= Iwasaku and Nesaku =

Two kami from Japanese mythology

Iwasaku (石折神 – Boulder Splitter) and Nesaku (根折神 – Root Splitter) are two kami in Shinto. They are a pair of minor star gods worshipped at shrines in the northern Kantō region.

==Mythology==

The goddess Izanagi gave birth to the fire kami Kagutsuchi and suffered fatal burns in the process. Furious, her consort Izanagi beheaded Kagutsuchi as revenge. Some of Kagutsuchi's blood splashed onto an outcropping of rocks, and this blood became the kamis Iwasaku and Nesaku. The blood that stayed on Izanagi's sword turned into a third kami, known as Iwatsutsuo. In other versions of the story, Izanagi cut Kagutsuchi into three pieces and the blood became the kami Iwatsutsuo and Iwatsutsume.

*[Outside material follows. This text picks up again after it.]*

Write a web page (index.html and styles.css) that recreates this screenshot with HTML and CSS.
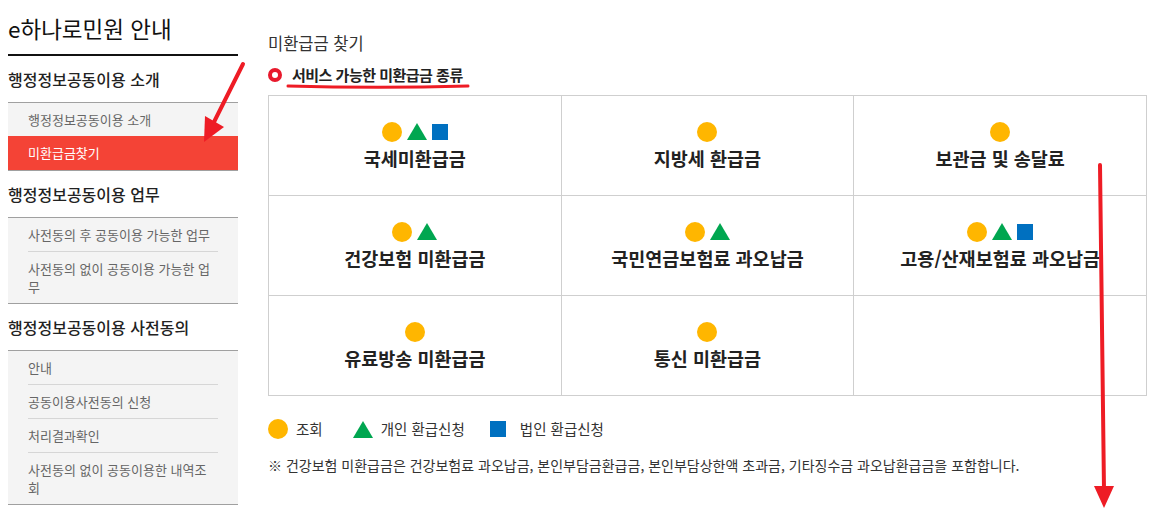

The names of Iwasaku and Nesaku may have started as one name or word, Iwanesaku, meaning "the rugged outline of rocky craigs". The names also may be referencing the "splitting" power of swords or lightning. The exact meanings of the names Iwatsutsuo and Iwatsutsume are unknown, but it's believed that "Iwatsutsuo" refers to the hardness of a sword.